**TO DO**
Copy the material that follows word for word and omit its pictures.

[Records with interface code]
::::::::
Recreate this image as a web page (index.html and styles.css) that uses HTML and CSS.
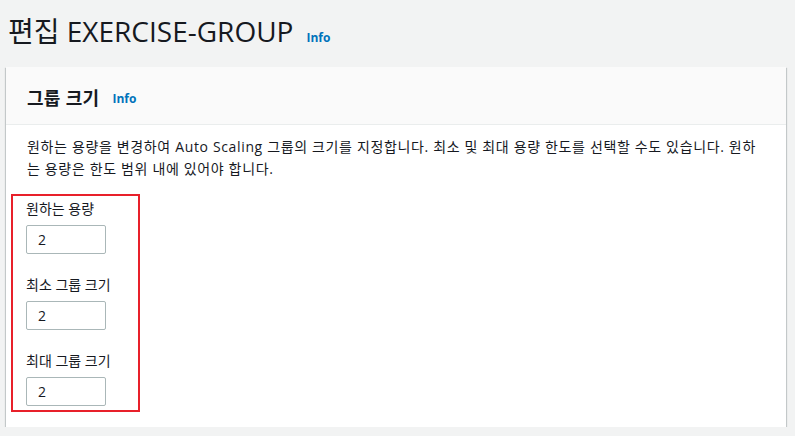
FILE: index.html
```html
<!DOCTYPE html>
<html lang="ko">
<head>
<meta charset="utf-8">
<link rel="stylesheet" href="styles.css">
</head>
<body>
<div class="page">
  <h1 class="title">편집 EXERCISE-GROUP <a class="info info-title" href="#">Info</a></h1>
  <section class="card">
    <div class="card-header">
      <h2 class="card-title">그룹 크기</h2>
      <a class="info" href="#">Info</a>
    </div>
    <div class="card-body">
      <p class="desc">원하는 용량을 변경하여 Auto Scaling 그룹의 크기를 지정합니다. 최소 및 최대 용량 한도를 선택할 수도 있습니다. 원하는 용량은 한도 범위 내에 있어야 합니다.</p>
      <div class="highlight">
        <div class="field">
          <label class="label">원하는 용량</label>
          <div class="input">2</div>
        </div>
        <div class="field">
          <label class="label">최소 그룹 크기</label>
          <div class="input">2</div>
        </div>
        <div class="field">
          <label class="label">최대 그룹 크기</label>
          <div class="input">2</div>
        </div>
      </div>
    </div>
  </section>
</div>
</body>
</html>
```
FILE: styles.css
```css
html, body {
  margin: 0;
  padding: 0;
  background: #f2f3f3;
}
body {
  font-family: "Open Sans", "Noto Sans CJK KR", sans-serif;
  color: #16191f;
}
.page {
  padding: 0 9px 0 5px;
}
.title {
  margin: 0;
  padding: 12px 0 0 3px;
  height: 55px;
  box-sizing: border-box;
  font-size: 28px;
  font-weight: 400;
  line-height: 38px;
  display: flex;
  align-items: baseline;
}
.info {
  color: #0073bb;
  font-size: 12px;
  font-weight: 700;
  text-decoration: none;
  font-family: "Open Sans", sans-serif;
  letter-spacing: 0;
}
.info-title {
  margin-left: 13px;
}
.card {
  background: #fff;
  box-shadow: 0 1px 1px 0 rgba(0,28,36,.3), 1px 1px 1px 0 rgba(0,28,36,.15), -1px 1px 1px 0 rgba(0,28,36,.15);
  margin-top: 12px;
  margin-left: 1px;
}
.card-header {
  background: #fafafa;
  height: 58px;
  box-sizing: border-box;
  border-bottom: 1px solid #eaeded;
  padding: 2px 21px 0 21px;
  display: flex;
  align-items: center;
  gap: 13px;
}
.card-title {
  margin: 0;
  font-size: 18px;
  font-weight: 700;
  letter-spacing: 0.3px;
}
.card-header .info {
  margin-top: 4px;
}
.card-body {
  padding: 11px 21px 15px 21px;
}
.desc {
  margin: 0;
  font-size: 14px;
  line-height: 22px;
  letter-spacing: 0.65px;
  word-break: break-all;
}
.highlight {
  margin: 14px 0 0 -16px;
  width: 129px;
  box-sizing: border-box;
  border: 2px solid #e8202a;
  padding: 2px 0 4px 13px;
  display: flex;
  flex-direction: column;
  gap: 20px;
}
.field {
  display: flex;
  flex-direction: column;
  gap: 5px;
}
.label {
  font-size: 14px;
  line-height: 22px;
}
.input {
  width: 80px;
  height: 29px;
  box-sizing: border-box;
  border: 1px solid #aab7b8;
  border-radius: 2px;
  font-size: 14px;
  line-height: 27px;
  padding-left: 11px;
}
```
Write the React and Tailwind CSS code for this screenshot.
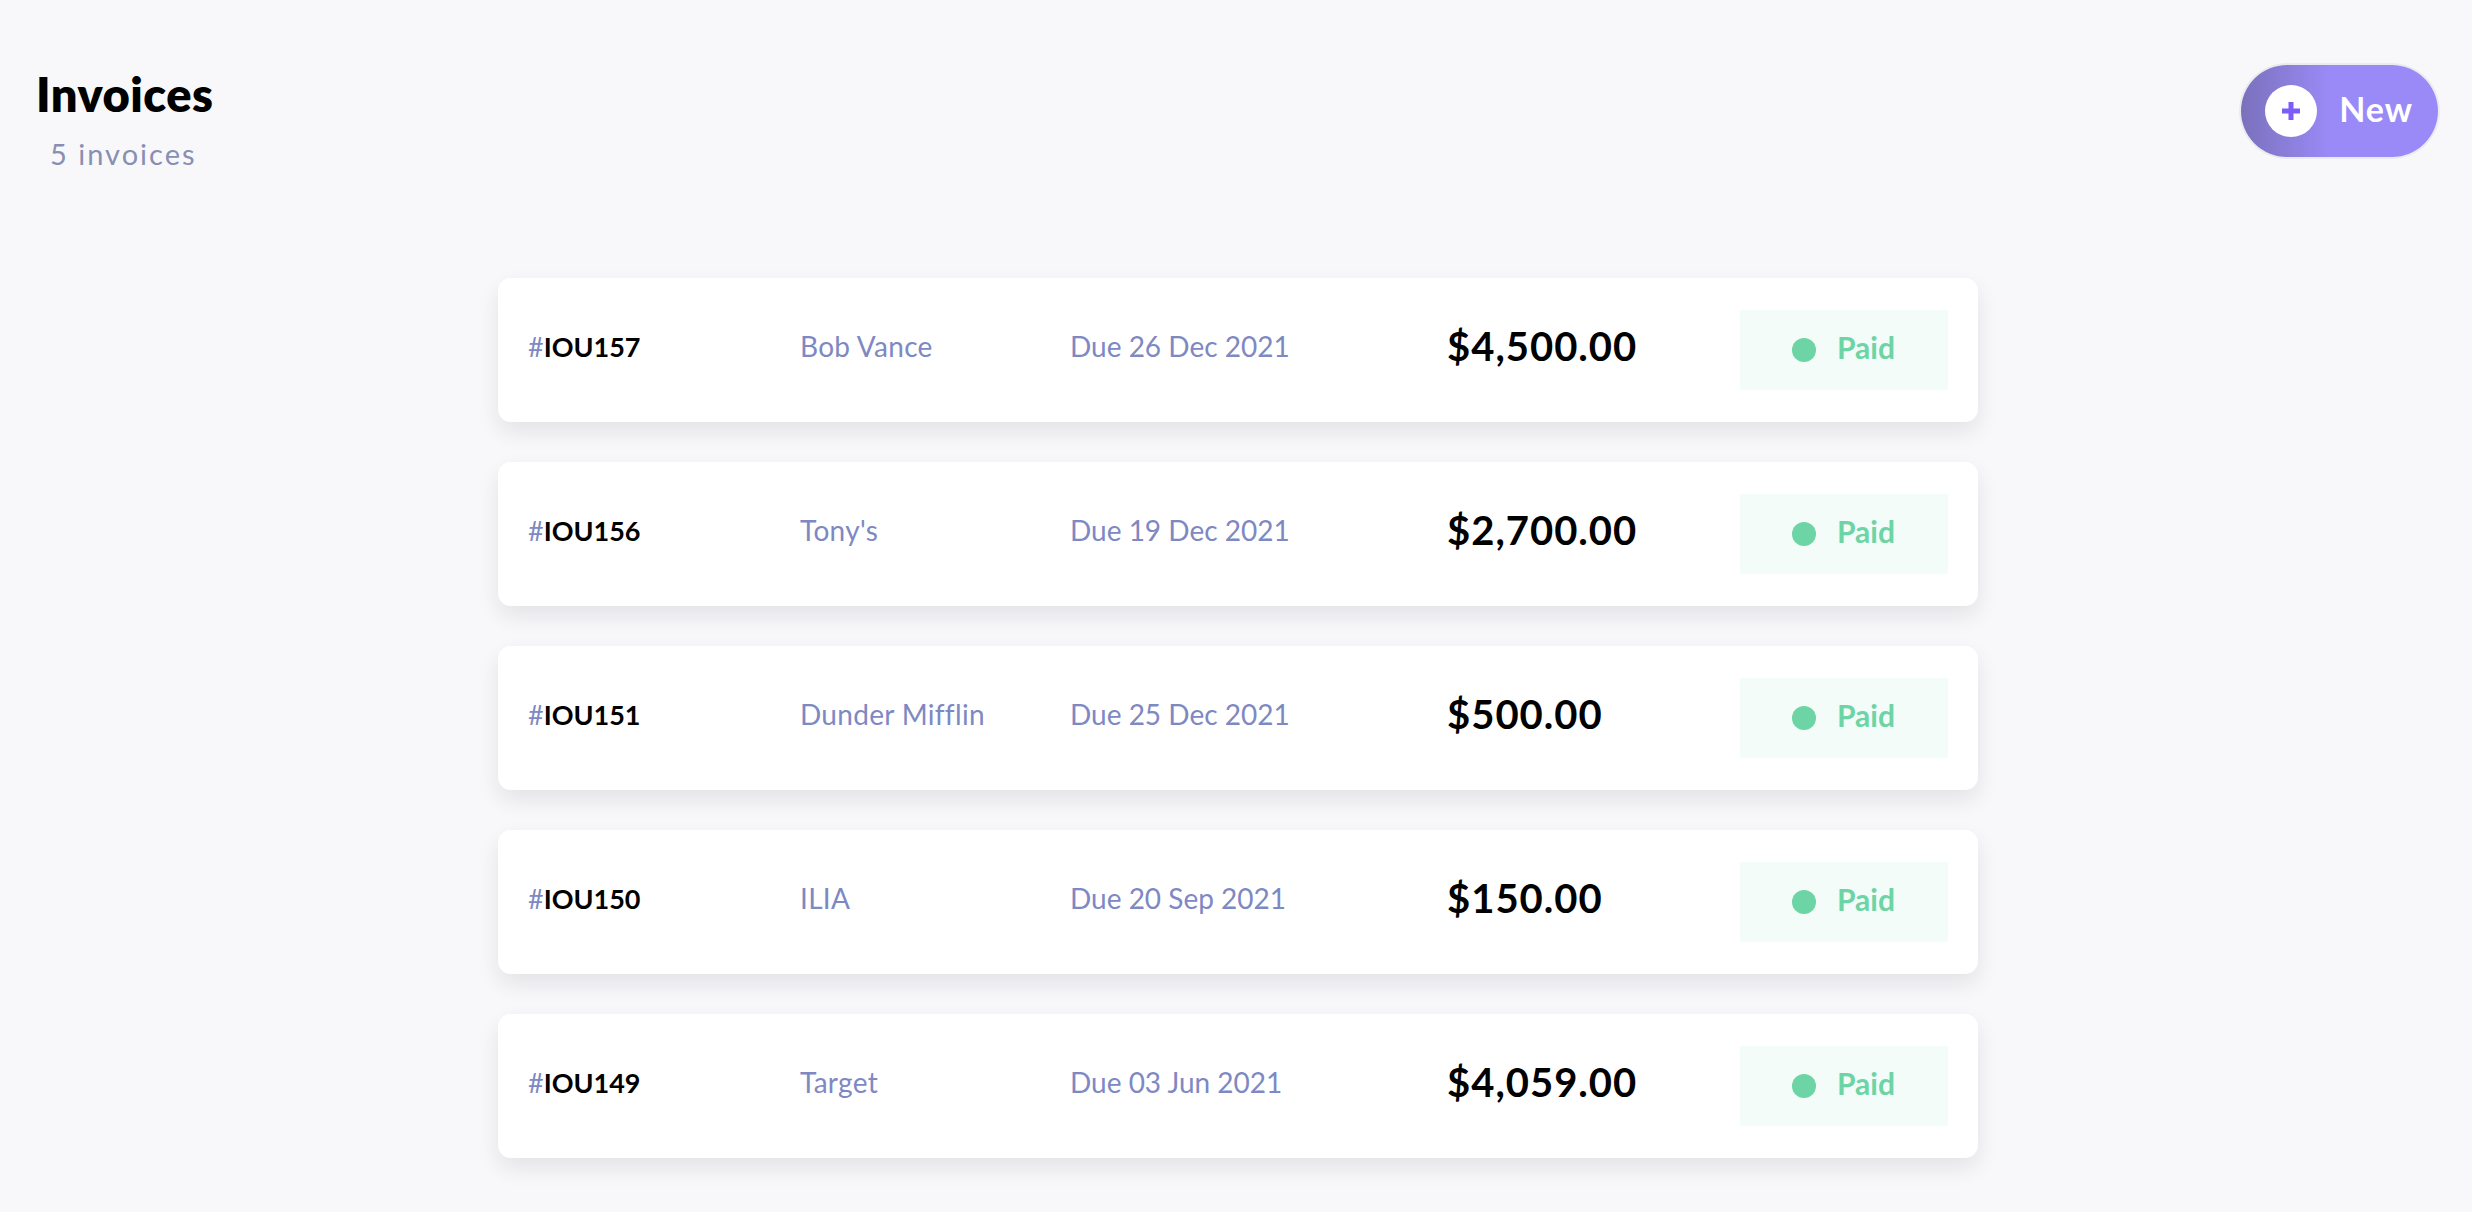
::::::::
**ANSWER TO THE TASK**
Recreate this image as a web page (index.html and styles.css) that uses HTML and CSS.
FILE: index.html
```html
<!DOCTYPE html>
<html lang="ko">
<head>
<meta charset="utf-8">
<link rel="stylesheet" href="styles.css">
</head>
<body>
<div class="page">
  <h1 class="title">편집 EXERCISE-GROUP <a class="info info-title" href="#">Info</a></h1>
  <section class="card">
    <div class="card-header">
      <h2 class="card-title">그룹 크기</h2>
      <a class="info" href="#">Info</a>
    </div>
    <div class="card-body">
      <p class="desc">원하는 용량을 변경하여 Auto Scaling 그룹의 크기를 지정합니다. 최소 및 최대 용량 한도를 선택할 수도 있습니다. 원하는 용량은 한도 범위 내에 있어야 합니다.</p>
      <div class="highlight">
        <div class="field">
          <label class="label">원하는 용량</label>
          <div class="input">2</div>
        </div>
        <div class="field">
          <label class="label">최소 그룹 크기</label>
          <div class="input">2</div>
        </div>
        <div class="field">
          <label class="label">최대 그룹 크기</label>
          <div class="input">2</div>
        </div>
      </div>
    </div>
  </section>
</div>
</body>
</html>
```
FILE: styles.css
```css
html, body {
  margin: 0;
  padding: 0;
  background: #f2f3f3;
}
body {
  font-family: "Open Sans", "Noto Sans CJK KR", sans-serif;
  color: #16191f;
}
.page {
  padding: 0 9px 0 5px;
}
.title {
  margin: 0;
  padding: 12px 0 0 3px;
  height: 55px;
  box-sizing: border-box;
  font-size: 28px;
  font-weight: 400;
  line-height: 38px;
  display: flex;
  align-items: baseline;
}
.info {
  color: #0073bb;
  font-size: 12px;
  font-weight: 700;
  text-decoration: none;
  font-family: "Open Sans", sans-serif;
  letter-spacing: 0;
}
.info-title {
  margin-left: 13px;
}
.card {
  background: #fff;
  box-shadow: 0 1px 1px 0 rgba(0,28,36,.3), 1px 1px 1px 0 rgba(0,28,36,.15), -1px 1px 1px 0 rgba(0,28,36,.15);
  margin-top: 12px;
  margin-left: 1px;
}
.card-header {
  background: #fafafa;
  height: 58px;
  box-sizing: border-box;
  border-bottom: 1px solid #eaeded;
  padding: 2px 21px 0 21px;
  display: flex;
  align-items: center;
  gap: 13px;
}
.card-title {
  margin: 0;
  font-size: 18px;
  font-weight: 700;
  letter-spacing: 0.3px;
}
.card-header .info {
  margin-top: 4px;
}
.card-body {
  padding: 11px 21px 15px 21px;
}
.desc {
  margin: 0;
  font-size: 14px;
  line-height: 22px;
  letter-spacing: 0.65px;
  word-break: break-all;
}
.highlight {
  margin: 14px 0 0 -16px;
  width: 129px;
  box-sizing: border-box;
  border: 2px solid #e8202a;
  padding: 2px 0 4px 13px;
  display: flex;
  flex-direction: column;
  gap: 20px;
}
.field {
  display: flex;
  flex-direction: column;
  gap: 5px;
}
.label {
  font-size: 14px;
  line-height: 22px;
}
.input {
  width: 80px;
  height: 29px;
  box-sizing: border-box;
  border: 1px solid #aab7b8;
  border-radius: 2px;
  font-size: 14px;
  line-height: 27px;
  padding-left: 11px;
}
```
Write the React and Tailwind CSS code for this screenshot.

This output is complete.